In 2004, her grandparents in Indiana met a traveling Pentecostal evangelist, the Rev. Tim Lee. They learned that he was soon to take on his own congregation in Missouri, and were surprised to learn it would be Faith Tabernacle in Cape Girardeau. They told him about Williams and how they had been trying to help her live a better life and asked him to look in on her.
Vans from Faith Tabernacle would stop at Williams' basement apartment and pick up her daughter to take her to church. Williams, never much of a churchgoer, stayed away. Lee had been in Cape only a day or two when he visited her.
Being a friend
"He showed up at my door July 3, three years ago," Williams recalled. "Before, no one came to our door. They picked up kids and dropped them off."
Lee and his wife, Kathy, visited often.
"She was in a lot of trouble," Lee recalled. "She was depressed. She lived in a basement that was dark. She didn't like to come outside."
At the Lees' urging, Williams went to church one Sunday. She didn't like it and left. But Lee kept stopping by.
"I was just trying to be a friend to her and her family," he said.
A friend was what she needed.
"He would never say 'You need to get to church,'" Williams said. "He always said 'We want to make sure you're fine. Is there anything you need? Remember, our doors are always open for you.' He never pushed."
When she moved out of the basement to a mobile home in Fruitland, she hadn't even moved in fully when a neighbor came by and told her "There was a preacher here looking for you."
Williams reluctantly began a Bible study with Lee.
"It was a 12-week study, and it took me two years," she said.
She went to see the movie "The Passion of the Christ" and said, "That threw me for a loop. I started asking questions and thinking maybe I didn't want to kill myself anymore. Maybe I want to live my life for my daughter. But I still wanted to drink and do drugs."
She showed up for church on Easter Sunday 2004, and there was a drama about the Passion. So much began coming together for her, and she realized she needed to quit the drugs and drinking.
The Lees were there to guide her through it.
"When you get somebody who really wants to change, you know you have the answer for them," he said.
When she quit using and drinking, her old friends abandoned her. But her newfound friends, the Lees, were right there.
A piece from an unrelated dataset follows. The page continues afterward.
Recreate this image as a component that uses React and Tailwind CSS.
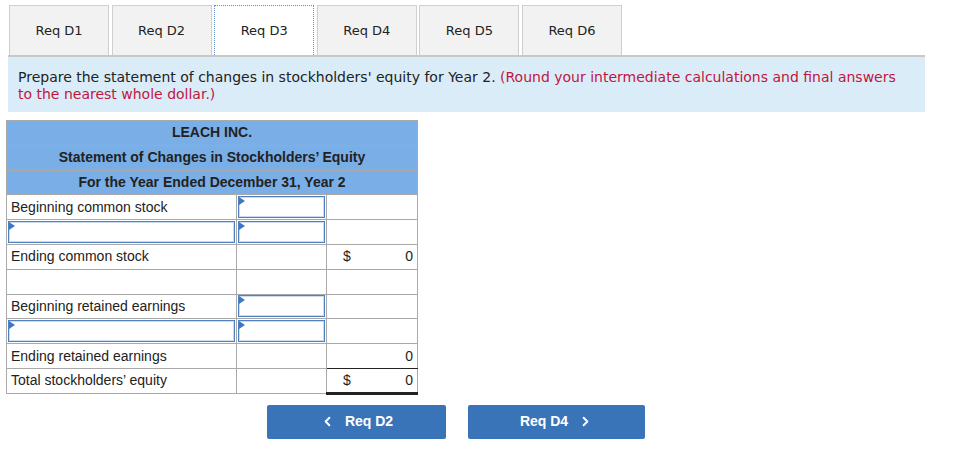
import { ChevronLeft, ChevronRight } from 'lucide-react';

const tabs = ['Req D1', 'Req D2', 'Req D3', 'Req D4', 'Req D5', 'Req D6'];

const rows = [
  { label: 'Beginning common stock', mid: 'input' },
  { label: 'input', mid: 'input' },
  { label: 'Ending common stock', dollar: true, value: '0' },
  { label: '' },
  { label: 'Beginning retained earnings', mid: 'input' },
  { label: 'input', mid: 'input' },
  { label: 'Ending retained earnings', value: '0', underline: 'single' },
  { label: "Total stockholders’ equity", dollar: true, value: '0', underline: 'double' },
];

function InputBox() {
  return (
    <div className="relative h-[22px] border border-[#4f80c0] bg-white shadow-[inset_0_0_0_1px_#c9dcf2]">
      <span className="absolute left-0 top-0 w-0 h-0 border-y-[4px] border-y-transparent border-l-[6px] border-l-[#3c78c8]" />
    </div>
  );
}

export default function App() {
  return (
    <div className="w-[953px] h-[469px] bg-white pt-[5px] font-['DejaVu_Sans',sans-serif]">
      {/* Tabs */}
      <div className="ml-[8px] w-[917px] flex gap-[2.6px] pl-[1px] border-b-2 border-[#c8c8c8]">
        {tabs.map((t, i) =>
          i === 2 ? (
            <div
              key={t}
              className="w-[100px] h-[50px] flex items-center justify-center text-[13px] text-[#222] bg-white border border-dotted border-[#6a8fc4] border-b-0"
            >
              {t}
            </div>
          ) : (
            <div
              key={t}
              className="w-[100px] h-[50px] flex items-center justify-center text-[13px] text-[#222] bg-[#f2f2f2] border border-[#cfcfcf] border-b-0"
            >
              {t}
            </div>
          )
        )}
      </div>

      {/* Instruction */}
      <div className="ml-[8px] w-[917px] h-[55px] bg-[#dbecf9] pl-[10px] pr-[20px] pt-[12px] text-[14px] leading-[17px] text-[#222]">
        Prepare the statement of changes in stockholders' equity for Year 2.{' '}
        <span className="text-[#c0163c]">
          (Round your intermediate calculations and final answers to the nearest whole dollar.)
        </span>
      </div>

      {/* Statement table */}
      <table className="ml-[6px] mt-[8px] border-collapse font-['Liberation_Sans',Arial,sans-serif] text-[14px] text-[#222]">
        <tbody>
          {['LEACH INC.', 'Statement of Changes in Stockholders’ Equity', 'For the Year Ended December 31, Year 2'].map((h) => (
            <tr key={h}>
              <td colSpan={3} className="h-[24.8px] bg-[#79aee6] border border-[#a9a9a9] text-center font-bold text-[14px] p-0">
                {h}
              </td>
            </tr>
          ))}
          {rows.map((r, i) => (
            <tr key={i}>
              <td className="w-[230px] h-[24.8px] border border-[#a9a9a9] p-0 px-[1px]">
                {r.label === 'input' ? <InputBox /> : <span className="pl-[3px]">{r.label}</span>}
              </td>
              <td className="w-[90px] h-[24.8px] border border-[#a9a9a9] p-0 px-[1px]">
                {r.mid === 'input' ? <InputBox /> : null}
              </td>
              <td
                className={
                  'w-[91px] h-[24.8px] border border-[#a9a9a9] p-0 ' +
                  (r.underline === 'single' ? 'border-b-[#222] ' : '') +
                  (r.underline === 'double' ? 'border-b-[3px] border-b-[#222] ' : '')
                }
              >
                <div className="flex justify-between px-[16px] pr-[4px]">
                  <span>{r.dollar ? '$' : ''}</span>
                  <span>{r.value || ''}</span>
                </div>
              </td>
            </tr>
          ))}
        </tbody>
      </table>

      {/* Navigation */}
      <div className="ml-[267px] mt-[10px] flex gap-[22px] font-['Liberation_Sans',Arial,sans-serif]">
        <button className="w-[179px] h-[34px] bg-[#3a74b8] rounded-[2px] text-white font-bold text-[14px] flex items-center justify-center gap-[10px]">
          <ChevronLeft size={15} strokeWidth={3} />
          <span>Req D2</span>
        </button>
        <button className="w-[177px] h-[34px] bg-[#3a74b8] rounded-[2px] text-white font-bold text-[14px] flex items-center justify-center gap-[10px]">
          <span>Req D4</span>
          <ChevronRight size={15} strokeWidth={3} />
        </button>
      </div>
    </div>
  );
}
"Somebody showed me they care what I do," she said. "They could have walked away and not cared."
She cleaned up her life, got a job at Long John Silver's, and began going to Faith Tabernacle regularly, coming in on her days off to clean the church. She also became certified to lead a group through ACTS (Alcohol Chemical Treatment Series), a 12-week faith-based program. She took responsibility for her life. She says she still apologizes to her mother. She and her husband Guy now work together to provide a stable home for her 13-year-old daughter, Amanda.
Hands of Hope
And she volunteers regularly with David and Carolyn Whitmore of Faith Tabernacle, who go to the Good Hope area of town with their program, Hands of Hope, and feed the hungry. While feeding them, Williams talks to them about her own drug history and invites them to church.
"I go right up to them," she said. "It doesn't intimidate me at all. I understand; they know that. I have no problem saying I have been there."
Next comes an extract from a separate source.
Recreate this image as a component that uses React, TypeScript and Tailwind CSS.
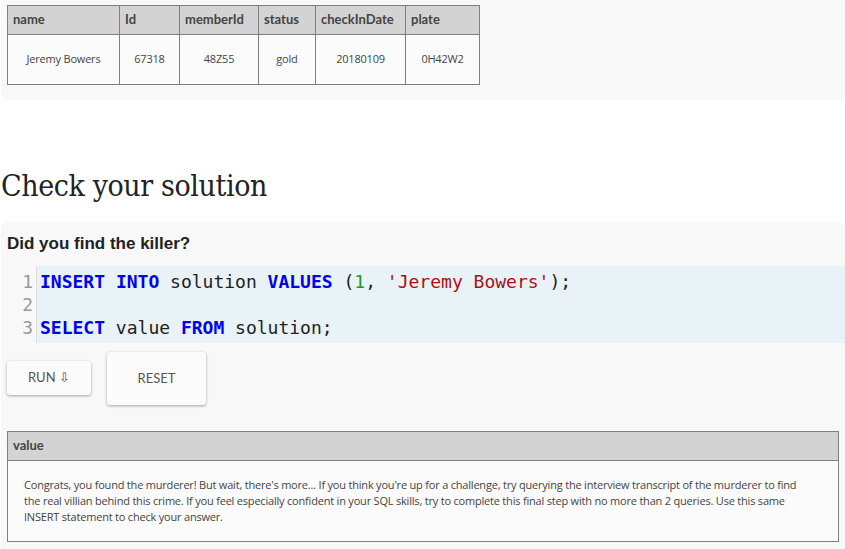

She said she follows Lee's lead in reaching out. She doesn't push and especially doesn't judge. Lee did not judge her.
"It's not my place to judge anyone," she said. "That's God's job. Brother Lee says you cannot tell someone they're going to go to hell. It's God's place."
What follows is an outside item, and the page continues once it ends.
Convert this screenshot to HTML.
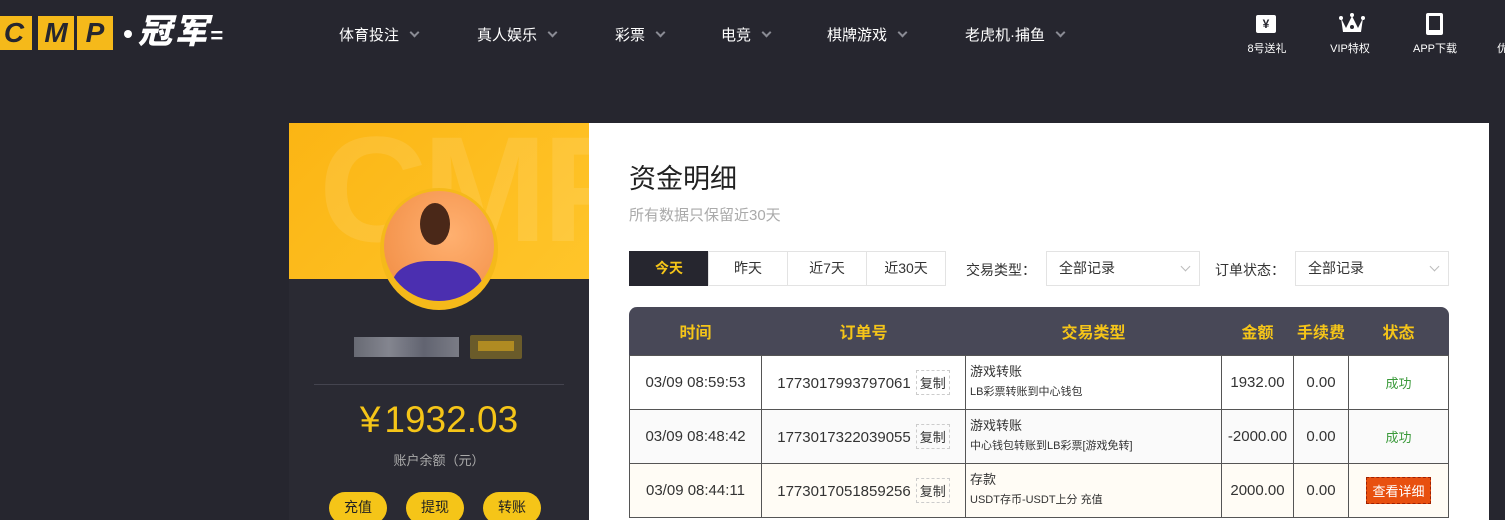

Lee says Williams' turnaround is "awesome."
"I don't think she wold be here today if somebody didn't intervene," he said.
If he hadn't met her grandparents when he was an evangelist, things might have turned out so differently. There was a reason for him to seek his own congregation.
"Evangelists love them and leave them," he said. "Here I get to keep loving them."
And Williams is beginning anew her Bible study.
"I don't remember much," she said. "The first time I did it I was still on drugs and alcohol. This is a new beginning."